### [Exercise instructions]
Below is the data. Give it again, complete and exact.

---------- Recorded information ----------

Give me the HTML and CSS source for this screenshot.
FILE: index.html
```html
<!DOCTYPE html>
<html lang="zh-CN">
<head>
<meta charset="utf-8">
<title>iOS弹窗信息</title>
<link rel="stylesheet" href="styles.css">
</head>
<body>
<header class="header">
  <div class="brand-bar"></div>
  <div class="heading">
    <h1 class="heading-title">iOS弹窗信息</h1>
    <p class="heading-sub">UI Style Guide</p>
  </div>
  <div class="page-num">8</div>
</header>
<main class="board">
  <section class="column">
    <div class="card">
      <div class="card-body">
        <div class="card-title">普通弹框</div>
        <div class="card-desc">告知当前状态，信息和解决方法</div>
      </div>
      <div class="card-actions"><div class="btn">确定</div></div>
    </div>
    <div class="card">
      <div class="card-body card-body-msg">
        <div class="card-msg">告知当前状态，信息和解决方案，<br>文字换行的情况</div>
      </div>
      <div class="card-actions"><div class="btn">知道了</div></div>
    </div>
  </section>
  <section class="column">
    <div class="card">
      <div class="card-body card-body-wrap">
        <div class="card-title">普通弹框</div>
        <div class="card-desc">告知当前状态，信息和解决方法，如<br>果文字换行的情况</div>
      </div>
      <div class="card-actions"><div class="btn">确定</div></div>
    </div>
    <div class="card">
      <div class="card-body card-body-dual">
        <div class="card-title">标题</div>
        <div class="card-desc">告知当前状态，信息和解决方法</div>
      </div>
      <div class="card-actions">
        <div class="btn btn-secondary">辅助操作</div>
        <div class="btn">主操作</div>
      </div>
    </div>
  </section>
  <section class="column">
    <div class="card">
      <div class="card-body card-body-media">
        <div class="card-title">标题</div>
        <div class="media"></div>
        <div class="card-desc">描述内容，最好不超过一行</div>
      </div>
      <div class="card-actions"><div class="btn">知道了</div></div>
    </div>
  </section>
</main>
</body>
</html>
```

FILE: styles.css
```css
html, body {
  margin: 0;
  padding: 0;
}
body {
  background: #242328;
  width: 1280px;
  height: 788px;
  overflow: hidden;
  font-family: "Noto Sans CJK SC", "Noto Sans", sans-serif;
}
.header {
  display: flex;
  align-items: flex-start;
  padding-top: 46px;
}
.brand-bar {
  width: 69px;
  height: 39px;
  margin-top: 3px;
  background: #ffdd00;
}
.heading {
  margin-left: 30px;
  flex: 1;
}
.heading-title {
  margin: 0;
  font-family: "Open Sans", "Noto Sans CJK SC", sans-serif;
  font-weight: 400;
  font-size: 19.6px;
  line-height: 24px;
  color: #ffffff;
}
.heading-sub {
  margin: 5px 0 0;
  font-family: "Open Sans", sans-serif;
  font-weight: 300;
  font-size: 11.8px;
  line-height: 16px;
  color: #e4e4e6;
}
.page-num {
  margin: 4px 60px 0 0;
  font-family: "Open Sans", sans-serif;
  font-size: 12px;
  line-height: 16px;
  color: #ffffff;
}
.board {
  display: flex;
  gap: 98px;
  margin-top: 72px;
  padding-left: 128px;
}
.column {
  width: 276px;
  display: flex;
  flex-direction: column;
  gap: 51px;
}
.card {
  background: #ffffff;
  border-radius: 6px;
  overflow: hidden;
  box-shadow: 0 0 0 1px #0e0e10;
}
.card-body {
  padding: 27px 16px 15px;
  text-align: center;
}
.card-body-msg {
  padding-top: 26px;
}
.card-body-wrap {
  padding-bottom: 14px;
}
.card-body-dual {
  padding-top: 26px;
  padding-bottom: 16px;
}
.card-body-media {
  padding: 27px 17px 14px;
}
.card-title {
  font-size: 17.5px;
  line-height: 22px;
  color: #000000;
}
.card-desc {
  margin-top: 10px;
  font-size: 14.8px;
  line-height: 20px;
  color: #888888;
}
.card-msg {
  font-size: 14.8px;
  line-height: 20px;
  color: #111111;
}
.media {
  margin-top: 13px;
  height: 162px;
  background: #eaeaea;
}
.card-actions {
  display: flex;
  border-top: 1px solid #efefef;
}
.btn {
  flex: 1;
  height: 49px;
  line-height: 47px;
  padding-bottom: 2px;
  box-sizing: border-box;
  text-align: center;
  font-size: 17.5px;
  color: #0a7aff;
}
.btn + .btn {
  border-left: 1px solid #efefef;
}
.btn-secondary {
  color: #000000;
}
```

----------

### [Problem solution]
Give me the HTML and CSS source for this screenshot.
FILE: index.html
```html
<!DOCTYPE html>
<html lang="zh-CN">
<head>
<meta charset="utf-8">
<title>iOS弹窗信息</title>
<link rel="stylesheet" href="styles.css">
</head>
<body>
<header class="header">
  <div class="brand-bar"></div>
  <div class="heading">
    <h1 class="heading-title">iOS弹窗信息</h1>
    <p class="heading-sub">UI Style Guide</p>
  </div>
  <div class="page-num">8</div>
</header>
<main class="board">
  <section class="column">
    <div class="card">
      <div class="card-body">
        <div class="card-title">普通弹框</div>
        <div class="card-desc">告知当前状态，信息和解决方法</div>
      </div>
      <div class="card-actions"><div class="btn">确定</div></div>
    </div>
    <div class="card">
      <div class="card-body card-body-msg">
        <div class="card-msg">告知当前状态，信息和解决方案，<br>文字换行的情况</div>
      </div>
      <div class="card-actions"><div class="btn">知道了</div></div>
    </div>
  </section>
  <section class="column">
    <div class="card">
      <div class="card-body card-body-wrap">
        <div class="card-title">普通弹框</div>
        <div class="card-desc">告知当前状态，信息和解决方法，如<br>果文字换行的情况</div>
      </div>
      <div class="card-actions"><div class="btn">确定</div></div>
    </div>
    <div class="card">
      <div class="card-body card-body-dual">
        <div class="card-title">标题</div>
        <div class="card-desc">告知当前状态，信息和解决方法</div>
      </div>
      <div class="card-actions">
        <div class="btn btn-secondary">辅助操作</div>
        <div class="btn">主操作</div>
      </div>
    </div>
  </section>
  <section class="column">
    <div class="card">
      <div class="card-body card-body-media">
        <div class="card-title">标题</div>
        <div class="media"></div>
        <div class="card-desc">描述内容，最好不超过一行</div>
      </div>
      <div class="card-actions"><div class="btn">知道了</div></div>
    </div>
  </section>
</main>
</body>
</html>
```

FILE: styles.css
```css
html, body {
  margin: 0;
  padding: 0;
}
body {
  background: #242328;
  width: 1280px;
  height: 788px;
  overflow: hidden;
  font-family: "Noto Sans CJK SC", "Noto Sans", sans-serif;
}
.header {
  display: flex;
  align-items: flex-start;
  padding-top: 46px;
}
.brand-bar {
  width: 69px;
  height: 39px;
  margin-top: 3px;
  background: #ffdd00;
}
.heading {
  margin-left: 30px;
  flex: 1;
}
.heading-title {
  margin: 0;
  font-family: "Open Sans", "Noto Sans CJK SC", sans-serif;
  font-weight: 400;
  font-size: 19.6px;
  line-height: 24px;
  color: #ffffff;
}
.heading-sub {
  margin: 5px 0 0;
  font-family: "Open Sans", sans-serif;
  font-weight: 300;
  font-size: 11.8px;
  line-height: 16px;
  color: #e4e4e6;
}
.page-num {
  margin: 4px 60px 0 0;
  font-family: "Open Sans", sans-serif;
  font-size: 12px;
  line-height: 16px;
  color: #ffffff;
}
.board {
  display: flex;
  gap: 98px;
  margin-top: 72px;
  padding-left: 128px;
}
.column {
  width: 276px;
  display: flex;
  flex-direction: column;
  gap: 51px;
}
.card {
  background: #ffffff;
  border-radius: 6px;
  overflow: hidden;
  box-shadow: 0 0 0 1px #0e0e10;
}
.card-body {
  padding: 27px 16px 15px;
  text-align: center;
}
.card-body-msg {
  padding-top: 26px;
}
.card-body-wrap {
  padding-bottom: 14px;
}
.card-body-dual {
  padding-top: 26px;
  padding-bottom: 16px;
}
.card-body-media {
  padding: 27px 17px 14px;
}
.card-title {
  font-size: 17.5px;
  line-height: 22px;
  color: #000000;
}
.card-desc {
  margin-top: 10px;
  font-size: 14.8px;
  line-height: 20px;
  color: #888888;
}
.card-msg {
  font-size: 14.8px;
  line-height: 20px;
  color: #111111;
}
.media {
  margin-top: 13px;
  height: 162px;
  background: #eaeaea;
}
.card-actions {
  display: flex;
  border-top: 1px solid #efefef;
}
.btn {
  flex: 1;
  height: 49px;
  line-height: 47px;
  padding-bottom: 2px;
  box-sizing: border-box;
  text-align: center;
  font-size: 17.5px;
  color: #0a7aff;
}
.btn + .btn {
  border-left: 1px solid #efefef;
}
.btn-secondary {
  color: #000000;
}
```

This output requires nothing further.